Les mêmes mots (ex. un homme dit à sa femme : je vous aime) peuvent être vulgaires ou extraordinaires selon la manière dont ils sont prononcés. Et cette manière dépend de la profondeur de la région de l’être d’où ils procèdent, sans que la volonté y puisse rien. Et, par un accord merveilleux, ils vont toucher, chez celui qui écoute, la même région. Ainsi celui qui écoute peut discerner, s’il a du discernement, ce que valent ces paroles.
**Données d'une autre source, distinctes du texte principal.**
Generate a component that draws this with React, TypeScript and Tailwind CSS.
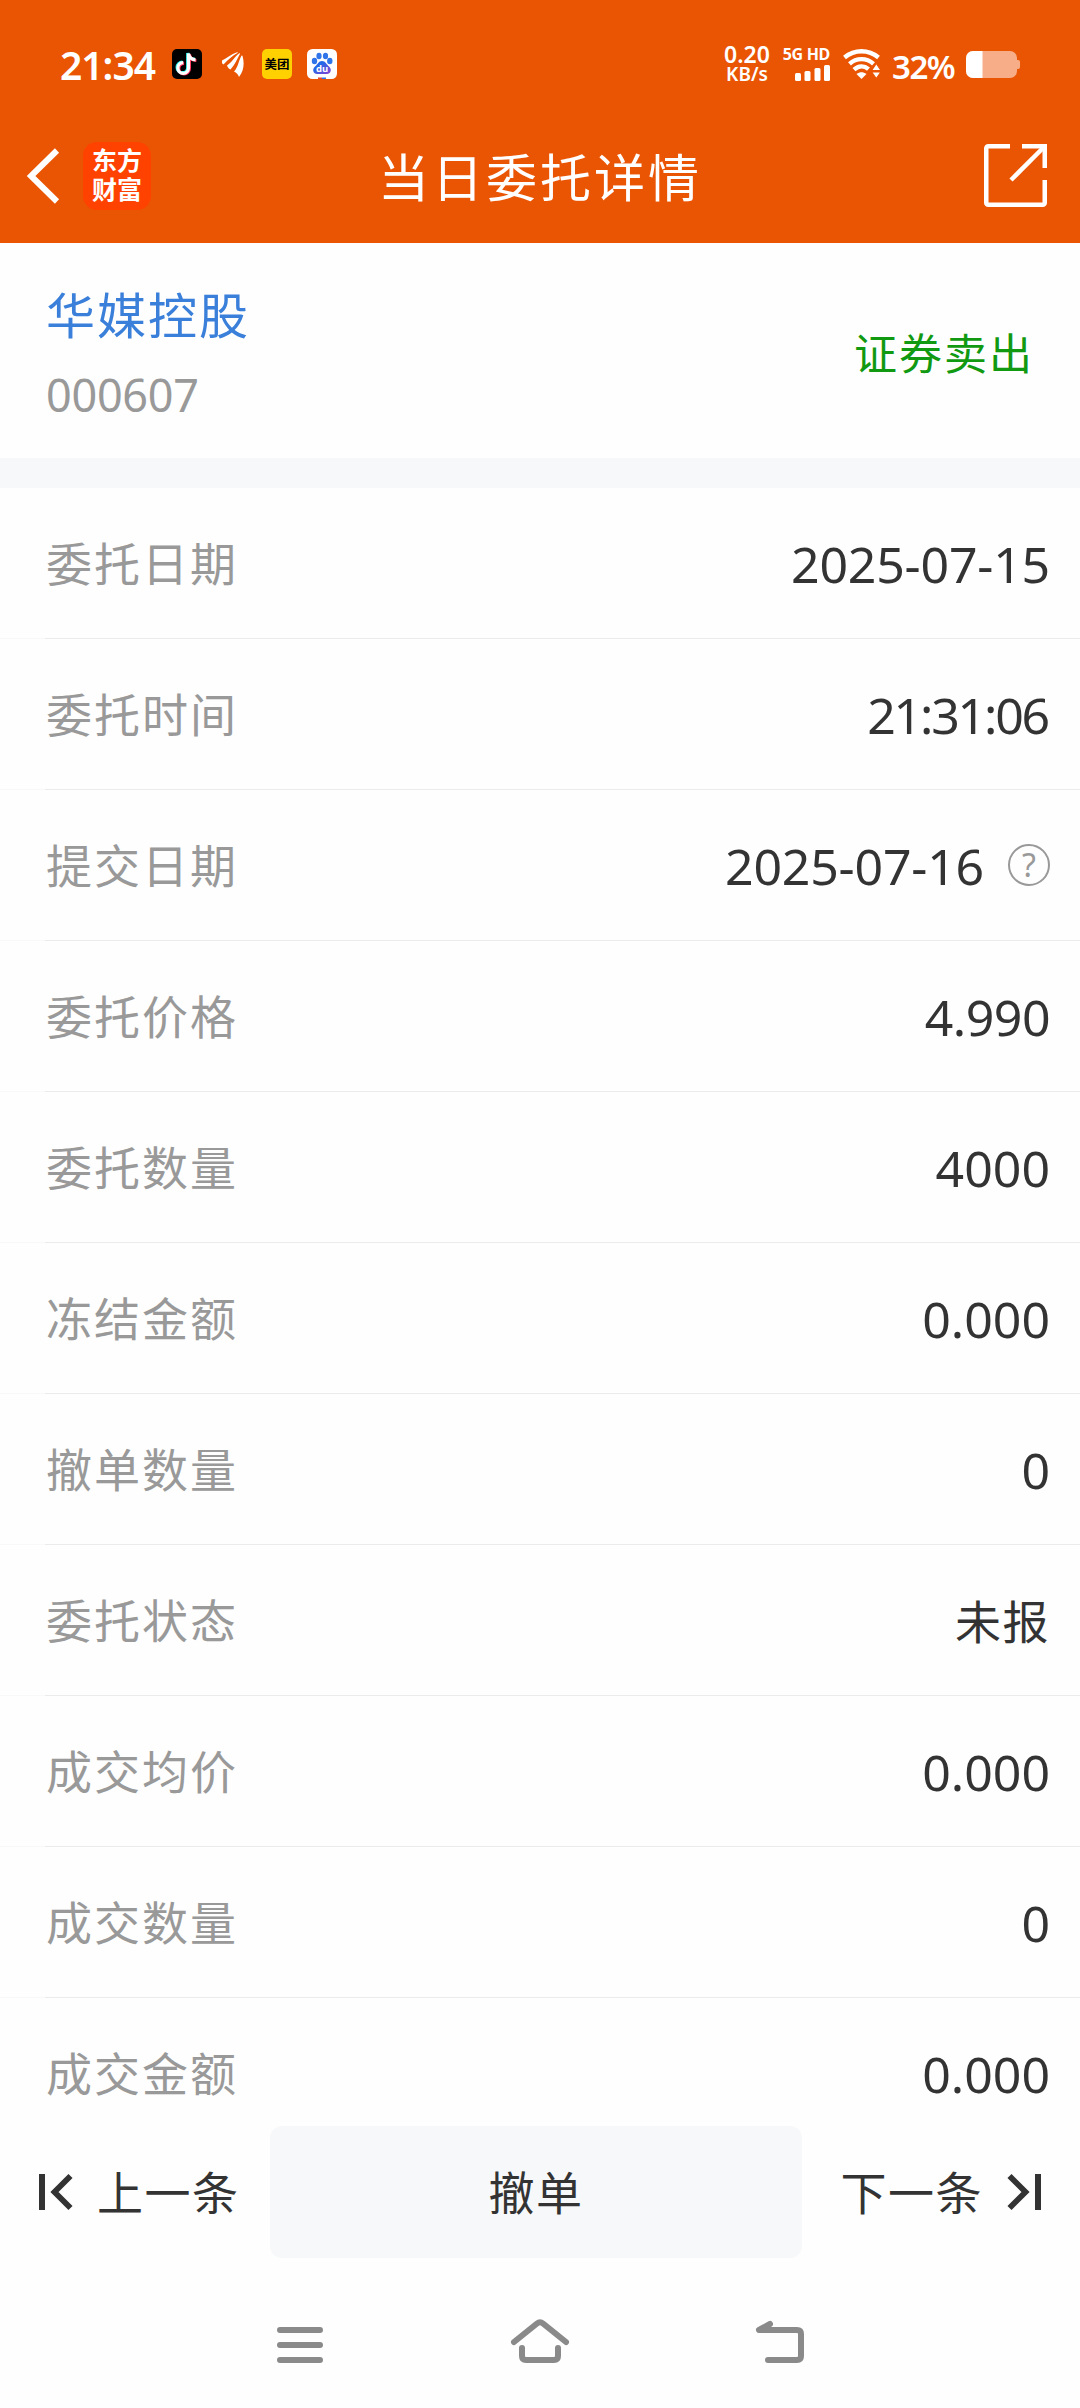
import type { ReactNode } from 'react';

// ── Types ──────────────────────────────────────────────────────────────────

type DetailRow = {
  label: string;
  value: string;
  valueClass?: string;
  help?: boolean;
};

// ── Data ───────────────────────────────────────────────────────────────────

const ROWS: DetailRow[] = [
  { label: '委托日期', value: '2025-07-15', valueClass: 'text-[50px] tracking-[-0.2px]' },
  { label: '委托时间', value: '21:31:06', valueClass: 'mr-[2px] text-[50px] tracking-[-2.2px]' },
  { label: '提交日期', value: '2025-07-16', valueClass: 'text-[50px] tracking-[-0.2px]', help: true },
  { label: '委托价格', value: '4.990', valueClass: 'text-[50px] tracking-[-0.5px]' },
  { label: '委托数量', value: '4000' },
  { label: '冻结金额', value: '0.000' },
  { label: '撤单数量', value: '0' },
  { label: '委托状态', value: '未报', valueClass: 'text-[46px] tracking-[1.5px]' },
  { label: '成交均价', value: '0.000' },
  { label: '成交数量', value: '0' },
  { label: '成交金额', value: '0.000' },
];

// ── Icons ──────────────────────────────────────────────────────────────────

function DouyinIcon() {
  const note = 'M16.5 4.500v14.500a5.300 5.300 0 1 1-5.300-5.300M16.500 4.500c.4 3.400 2.800 6 7 6.300';
  return (
    <svg width="30" height="30" viewBox="0 0 30 30" fill="none" strokeWidth="3.200" aria-hidden="true">
      <rect width="30" height="30" rx="5" fill="#000" />
      <path d={note} stroke="#25F4EE" transform="translate(-.8 -.6)" />
      <path d={note} stroke="#FE2C55" transform="translate(.9 .7)" />
      <path d={note} stroke="#fff" />
    </svg>
  );
}

function WingIcon() {
  return (
    <svg width="22" height="25" viewBox="0 0 22 25" fill="#fff" aria-hidden="true">
      <path d="M0 8.500C5 6 9 2 15 .2c.8-.2 1 .5.400.9C10.500 3.500 6 8 1.500 12.500 0 11.500-.5 10.500 0 8.500Z" />
      <path d="M5 13.500C10.500 10 12.500 4.500 17 1.500c.9-.5 1.300.1.800.8C15 7 13 13 8.500 17.500 6.500 16.500 5.500 15 5 13.500Z" />
      <path d="M12 19.500C16 15.500 16.500 9 19.300 4c.5-.8 1.200-.6 1.300.3C22.500 11 22 19 17 25c-.8-2.500-2.500-4.500-5-5.500Z" />
    </svg>
  );
}

function BaiduIcon() {
  return (
    <svg width="30" height="30" viewBox="0 0 30 30" aria-hidden="true">
      <defs>
        <linearGradient id="paw" x1="0" y1="0" x2="1" y2="1">
          <stop offset=".35" stopColor="#2468e8" />
          <stop offset="1" stopColor="#8a3fd0" />
        </linearGradient>
      </defs>
      <rect width="30" height="30" rx="5.500" fill="#fff" />
      <ellipse cx="7.500" cy="12" rx="2.700" ry="3.300" fill="#2f74e8" />
      <ellipse cx="12" cy="7" rx="2.600" ry="3.300" fill="#2f74e8" />
      <ellipse cx="18.500" cy="7" rx="2.600" ry="3.300" fill="#2f74e8" />
      <ellipse cx="22.800" cy="12" rx="2.700" ry="3.300" fill="#2f74e8" />
      <path d="M15 12c3.500 0 4.500 3.500 7 5.500 3.500 3 1.500 7.800-2.500 7.500h-9C6.500 25.300 4.500 20.500 8 17.500c2.500-2 3.500-5.500 7-5.500Z" fill="url(#paw)" />
      <rect x="11" y="28.500" width="4" height="1.500" fill="#e0433a" />
      <rect x="15" y="28.500" width="4" height="1.500" fill="#2f74e8" />
      <text x="15.200" y="23.300" textAnchor="middle" fontSize="9.500" fontWeight="700" fill="#fff">du</text>
    </svg>
  );
}

function SignalIcon() {
  return (
    <svg width="35" height="16" viewBox="0 0 35 16" fill="#fff" aria-hidden="true">
      <rect x="0" y="8" width="6" height="8" rx="1.500" />
      <rect x="9.500" y="6" width="6" height="10" rx="1.500" />
      <rect x="19.500" y="3" width="6" height="13" rx="1.500" />
      <rect x="29" y="0" width="6" height="16" rx="1.500" />
    </svg>
  );
}

function WifiIcon() {
  return (
    <svg width="37" height="30" viewBox="0 0 37 30" fill="none" stroke="#fff" strokeWidth="4.400" aria-hidden="true">
      <path d="M1.500 8.500c10-8.300 24-8.300 34 0" />
      <path d="M6.500 14.800c7-6.200 17-6.200 24 0" />
      <path d="M11 20.700c4.600-4.200 10-4.400 14.500-.5" />
      <path d="M13.500 25c3.300-2.300 6.700-2.300 10 0l-5 5Z" fill="#fff" stroke="none" />
      <path d="M33.300 14.500 38 21.500h-9.400ZM33.300 29.500 38 23h-9.400Z" fill="#fff" stroke="#EA5504" strokeWidth="1.200" />
    </svg>
  );
}

function BatteryIcon() {
  return (
    <svg width="54" height="27" viewBox="0 0 54 27" aria-hidden="true">
      <rect width="51" height="27" rx="7" fill="#F7AD88" />
      <path d="M51 9h1a2 2 0 0 1 2 2v5a2 2 0 0 1-2 2h-1Z" fill="#F7AD88" />
      <path d="M7 0h9.500v27H7a7 7 0 0 1-7-7V7a7 7 0 0 1 7-7Z" fill="#fff" />
    </svg>
  );
}

function BackIcon() {
  return (
    <svg width="33" height="56" viewBox="0 0 33 56" fill="none" stroke="#fff" strokeWidth="6" aria-hidden="true">
      <path d="M30 2.500 4 28l26 25.500" />
    </svg>
  );
}

function ShareIcon() {
  return (
    <svg width="63" height="63" viewBox="0 0 63 63" fill="none" stroke="#fff" strokeWidth="4.500" aria-hidden="true">
      <path d="M26 2.250H4.250a2 2 0 0 0-2 2v54.500a2 2 0 0 0 2 2h54.500a2 2 0 0 0 2-2V36" />
      <path d="M38 2.250h22.750V24" />
      <path d="M27 36 60 3" />
    </svg>
  );
}

function SkipIcon({ flip = false }: { flip?: boolean }) {
  return (
    <svg width="34" height="38" viewBox="0 0 34 38" fill="none" stroke="#333" strokeWidth="6"
      className={flip ? '-scale-x-100' : ''} aria-hidden="true">
      <path d="M3 1v36" />
      <path d="M31.500 3 15.500 19l16 16" strokeWidth="5.800" />
    </svg>
  );
}

function NavIcon({ children }: { children: ReactNode }) {
  return (
    <svg width="60" height="48" viewBox="0 0 60 48" fill="none" stroke="#8A8A8A" strokeWidth="6"
      strokeLinecap="round" strokeLinejoin="round" aria-hidden="true">
      {children}
    </svg>
  );
}

// ── Status bar ─────────────────────────────────────────────────────────────

function StatusBar() {
  return (
    <div className="flex h-32 items-center px-[60px] font-['Noto_Sans'] text-white">
      <span className="w-[112px] text-[39px] font-semibold leading-none tracking-[-1px]">21:34</span>
      <DouyinIcon />
      <span className="ml-5 flex"><WingIcon /></span>
      <span className="ml-[18px] flex size-[30px] items-center justify-center rounded-[5px] bg-[#FFD100] font-['Noto_Sans_CJK_SC'] text-[12.5px] font-bold text-black">
        美团
      </span>
      <span className="ml-[15px] flex"><BaiduIcon /></span>

      <div className="ml-auto flex items-center">
        <div className="mr-[8px] flex w-[54px] flex-col items-center whitespace-nowrap font-semibold">
          <span className="h-5 text-[23px] leading-5">0.20</span>
          <span className="h-5 text-[19px] leading-5">KB/s</span>
        </div>
        <div className="flex w-[48px] flex-col items-end gap-1">
          <span className="whitespace-nowrap text-[16px] font-bold leading-[13px] tracking-[-0.3px]">5G HD</span>
          <SignalIcon />
        </div>
        <span className="ml-[13px] flex"><WifiIcon /></span>
        <span className="ml-3 w-[64px] pt-1 text-[33px] font-semibold leading-none tracking-[-1.5px]">32%</span>
        <span className="ml-[10px] flex"><BatteryIcon /></span>
      </div>
    </div>
  );
}

// ── Title bar ──────────────────────────────────────────────────────────────

function TitleBar() {
  return (
    <div className="flex h-[95px] items-center justify-between pl-[27px] pr-[33px]">
      <div className="flex w-[200px] items-center gap-[23px]">
        <BackIcon />
        <div className="flex size-[68px] flex-col items-center justify-center rounded-[14px] bg-[#FF4200] pb-0.5 text-[25px] font-bold leading-[29px] text-white">
          <span>东方</span>
          <span>财富</span>
        </div>
      </div>
      <h1 className="pl-[6px] pt-1 text-[51px] leading-none tracking-[3px] text-white">当日委托详情</h1>
      <div className="flex w-[200px] justify-end">
        <ShareIcon />
      </div>
    </div>
  );
}

// ── Detail rows ────────────────────────────────────────────────────────────

function Row({ row }: { row: DetailRow }) {
  return (
    <div className="h-[151px] shrink-0">
      <div className="flex h-[150px] items-center justify-between pl-[46px] pr-[30px]">
        <span className="text-[46px] leading-none tracking-[2px] text-[#999]">{row.label}</span>
        <div className="flex items-center">
          <span className={`pt-0.5 leading-none text-[#333] ${row.valueClass ?? 'text-[50px]'}`}>
            {row.value}
          </span>
          {row.help && (
            <span className="ml-6 flex size-[42px] items-center justify-center rounded-full border-2 border-[#999] text-[32px] leading-none text-[#999]">
              ?
            </span>
          )}
        </div>
      </div>
      <div className="flex h-px">
        <div className="w-[45px] bg-[#F8F8F8]" />
        <div className="flex-1 bg-[#EBEBEB]" />
      </div>
    </div>
  );
}

// ── Page ───────────────────────────────────────────────────────────────────

export default function App() {
  return (
    <div className="flex h-[2408px] w-[1080px] flex-col overflow-hidden bg-[#FEFEFE] font-['Noto_Sans','Noto_Sans_CJK_SC',sans-serif]">
      <header className="h-[243px] shrink-0 bg-[#EA5504]">
        <StatusBar />
        <TitleBar />
      </header>

      <section className="flex h-[215px] shrink-0 items-center justify-between px-[46px] pt-[5px]">
        <div className="flex flex-col gap-[29px]">
          <span className="text-[49px] leading-[54px] tracking-[2px] text-[#3A7FD9]">华媒控股</span>
          <span className="text-[45px] leading-[48px] tracking-[-0.3px] text-[#999]">000607</span>
        </div>
        <span className="text-[43px] leading-none tracking-[2px] text-[#119911]">证券卖出</span>
      </section>

      <div className="h-[30px] shrink-0 bg-[#F7F8FA]" />

      <main className="flex min-h-0 flex-1 flex-col overflow-hidden">
        {ROWS.map((row) => (
          <Row key={row.label} row={row} />
        ))}
      </main>

      <footer className="flex h-[132px] shrink-0 items-center text-[46px] leading-none tracking-[1.500px] text-[#333]">
        <button className="flex w-[270px] items-center gap-6 pl-[39px]">
          <SkipIcon />
          上一条
        </button>
        <button className="h-full w-[532px] rounded-[12px] bg-[#F7F8FA]">撤单</button>
        <button className="flex flex-1 items-center justify-end gap-6 pr-[39px]">
          下一条
          <SkipIcon flip />
        </button>
      </footer>

      <nav className="flex h-[150px] shrink-0 items-start justify-center gap-[180px] pt-[60px]">
        <NavIcon>
          <path d="M10 12h40M10 27h40M10 42h40" />
        </NavIcon>
        <NavIcon>
          <path d="M4 24 27 5.500q3-2.500 6 0L56 24M12 30v8q0 4 4 4h28q4 0 4-4v-8" />
        </NavIcon>
        <NavIcon>
          <path d="M20 6 9 12h38q4 0 4 4v22q0 4-4 4H18" />
        </NavIcon>
      </nav>
    </div>
  );
}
Le bienfait est permis précisément parce qu’il constitue une humiliation plus grande encore que la douleur, une épreuve encore plus intime et plus irrécusable de dépendance. Et la reconnaissance est prescrite pour cette raison parce que c’est là l’usage à faire du bienfait reçu. Mais ce doit être la dépendance à l’égard du sort et non d’un être humain déterminé. C’est pourquoi le bienfaiteur a l’obligation d’être entièrement absent du bienfait. Et la reconnaissance ne doit à aucun degré constituer un attachement car c’est là la reconnaissance des chiens.

La reconnaissance est d’abord le fait de celui qui secourt, si le secours est pur. Elle n’est due par l’obligé qu’à titre de réciprocité.